##### Stored data
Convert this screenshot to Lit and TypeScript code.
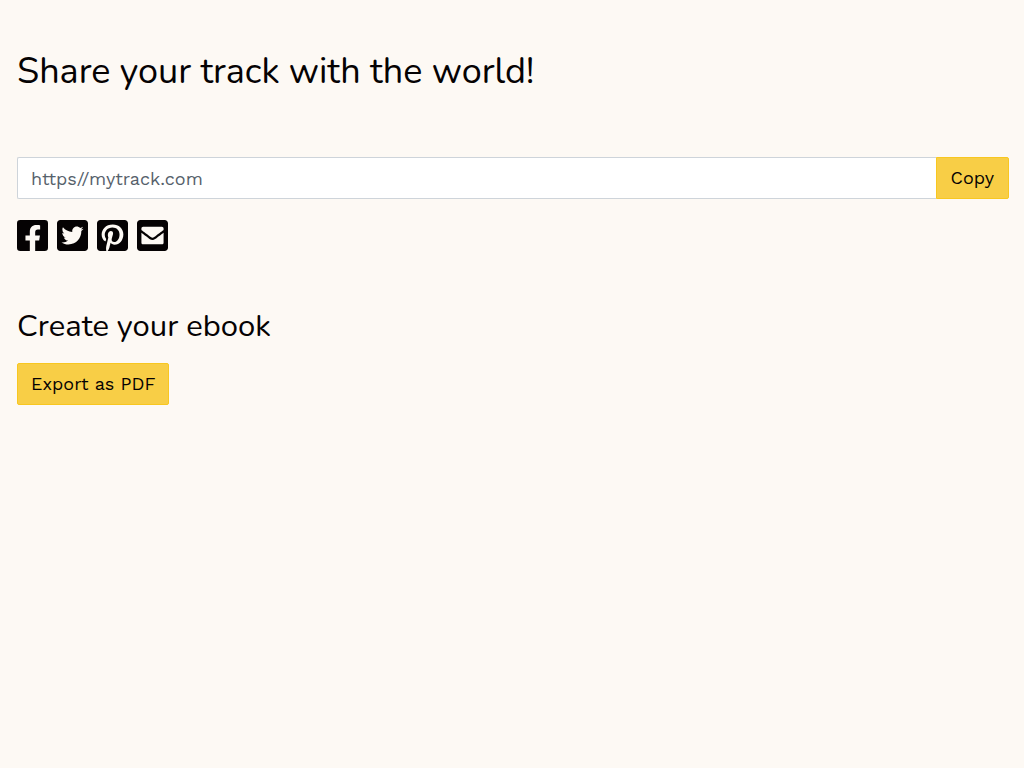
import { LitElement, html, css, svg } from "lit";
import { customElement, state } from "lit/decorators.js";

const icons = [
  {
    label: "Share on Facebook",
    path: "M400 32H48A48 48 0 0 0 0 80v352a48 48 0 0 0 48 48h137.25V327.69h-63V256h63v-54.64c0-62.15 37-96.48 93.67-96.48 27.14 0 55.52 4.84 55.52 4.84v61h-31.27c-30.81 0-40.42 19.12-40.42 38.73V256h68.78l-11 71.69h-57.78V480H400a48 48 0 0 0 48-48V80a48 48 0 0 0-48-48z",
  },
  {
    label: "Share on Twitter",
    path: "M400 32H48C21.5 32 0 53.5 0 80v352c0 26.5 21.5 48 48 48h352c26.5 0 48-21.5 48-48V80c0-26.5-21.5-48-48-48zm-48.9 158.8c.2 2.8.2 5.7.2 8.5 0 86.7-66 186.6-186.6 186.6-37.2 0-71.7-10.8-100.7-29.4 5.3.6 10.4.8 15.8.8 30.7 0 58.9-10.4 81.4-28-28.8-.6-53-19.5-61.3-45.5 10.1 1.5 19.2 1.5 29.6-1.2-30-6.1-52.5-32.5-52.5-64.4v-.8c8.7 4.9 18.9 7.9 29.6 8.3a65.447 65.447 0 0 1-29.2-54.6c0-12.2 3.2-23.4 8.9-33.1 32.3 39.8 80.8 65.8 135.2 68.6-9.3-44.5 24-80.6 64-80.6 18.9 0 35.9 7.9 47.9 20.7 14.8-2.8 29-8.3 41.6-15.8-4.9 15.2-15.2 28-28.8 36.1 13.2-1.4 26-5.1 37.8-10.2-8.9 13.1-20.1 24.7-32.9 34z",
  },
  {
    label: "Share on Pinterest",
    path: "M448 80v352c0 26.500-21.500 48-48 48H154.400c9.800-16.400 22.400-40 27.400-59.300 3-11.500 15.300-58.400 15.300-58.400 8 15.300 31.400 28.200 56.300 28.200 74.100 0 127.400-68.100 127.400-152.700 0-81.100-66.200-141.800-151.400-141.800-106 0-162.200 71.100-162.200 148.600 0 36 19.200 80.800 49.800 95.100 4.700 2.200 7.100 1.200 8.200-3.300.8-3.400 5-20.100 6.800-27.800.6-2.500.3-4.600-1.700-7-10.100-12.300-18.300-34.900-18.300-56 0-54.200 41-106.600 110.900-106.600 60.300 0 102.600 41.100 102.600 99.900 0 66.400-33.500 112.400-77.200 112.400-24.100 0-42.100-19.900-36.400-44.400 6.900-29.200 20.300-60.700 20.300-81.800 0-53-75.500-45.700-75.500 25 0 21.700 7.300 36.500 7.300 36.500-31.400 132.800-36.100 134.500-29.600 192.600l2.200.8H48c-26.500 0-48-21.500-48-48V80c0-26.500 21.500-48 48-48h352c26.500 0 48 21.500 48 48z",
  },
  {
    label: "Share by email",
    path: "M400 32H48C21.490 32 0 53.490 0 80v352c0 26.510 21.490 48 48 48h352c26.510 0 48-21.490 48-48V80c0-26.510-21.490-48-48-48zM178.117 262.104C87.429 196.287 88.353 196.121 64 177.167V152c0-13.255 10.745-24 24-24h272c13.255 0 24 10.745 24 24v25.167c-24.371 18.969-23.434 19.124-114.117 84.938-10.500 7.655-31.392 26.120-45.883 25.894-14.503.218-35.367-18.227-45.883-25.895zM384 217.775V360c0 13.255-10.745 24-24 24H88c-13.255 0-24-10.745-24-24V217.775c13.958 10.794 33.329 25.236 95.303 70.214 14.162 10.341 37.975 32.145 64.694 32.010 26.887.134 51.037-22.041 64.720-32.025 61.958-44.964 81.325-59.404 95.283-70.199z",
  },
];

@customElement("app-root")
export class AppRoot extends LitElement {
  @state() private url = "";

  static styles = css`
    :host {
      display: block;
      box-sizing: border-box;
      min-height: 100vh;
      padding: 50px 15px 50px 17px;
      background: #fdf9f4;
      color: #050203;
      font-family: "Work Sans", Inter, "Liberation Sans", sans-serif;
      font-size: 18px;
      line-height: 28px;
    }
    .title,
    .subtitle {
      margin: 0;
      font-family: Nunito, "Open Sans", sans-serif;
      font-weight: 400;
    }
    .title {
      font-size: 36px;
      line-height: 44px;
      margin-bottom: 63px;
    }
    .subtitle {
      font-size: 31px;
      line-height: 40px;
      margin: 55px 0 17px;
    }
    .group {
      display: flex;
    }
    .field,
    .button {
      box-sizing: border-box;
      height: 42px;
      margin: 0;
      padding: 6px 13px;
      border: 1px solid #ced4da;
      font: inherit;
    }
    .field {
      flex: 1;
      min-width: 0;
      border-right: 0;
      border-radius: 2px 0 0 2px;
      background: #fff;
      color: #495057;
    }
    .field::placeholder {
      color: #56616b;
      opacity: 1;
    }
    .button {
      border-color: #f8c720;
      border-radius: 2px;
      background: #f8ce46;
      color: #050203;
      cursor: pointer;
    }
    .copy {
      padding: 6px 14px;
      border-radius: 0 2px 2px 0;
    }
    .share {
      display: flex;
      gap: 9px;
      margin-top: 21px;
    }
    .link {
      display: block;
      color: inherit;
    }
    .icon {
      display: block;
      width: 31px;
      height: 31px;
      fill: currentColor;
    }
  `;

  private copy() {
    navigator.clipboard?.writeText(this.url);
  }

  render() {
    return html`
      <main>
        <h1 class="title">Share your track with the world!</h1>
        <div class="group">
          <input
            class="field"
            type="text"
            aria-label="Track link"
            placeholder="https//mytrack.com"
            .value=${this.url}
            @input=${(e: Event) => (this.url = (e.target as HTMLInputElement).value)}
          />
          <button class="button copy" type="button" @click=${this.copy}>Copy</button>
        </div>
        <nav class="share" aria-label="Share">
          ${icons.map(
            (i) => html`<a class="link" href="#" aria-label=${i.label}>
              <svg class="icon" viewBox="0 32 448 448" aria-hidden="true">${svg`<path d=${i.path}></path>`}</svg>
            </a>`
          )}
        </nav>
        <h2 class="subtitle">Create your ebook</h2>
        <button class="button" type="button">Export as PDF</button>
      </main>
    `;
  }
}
##########
* **What the task asks**: Scan the material above. Return every line containing the string "this".

* **Full solution**:
Convert this screenshot to Lit and TypeScript code.
    navigator.clipboard?.writeText(this.url);
            .value=${this.url}
            @input=${(e: Event) => (this.url = (e.target as HTMLInputElement).value)}
          <button class="button copy" type="button" @click=${this.copy}>Copy</button>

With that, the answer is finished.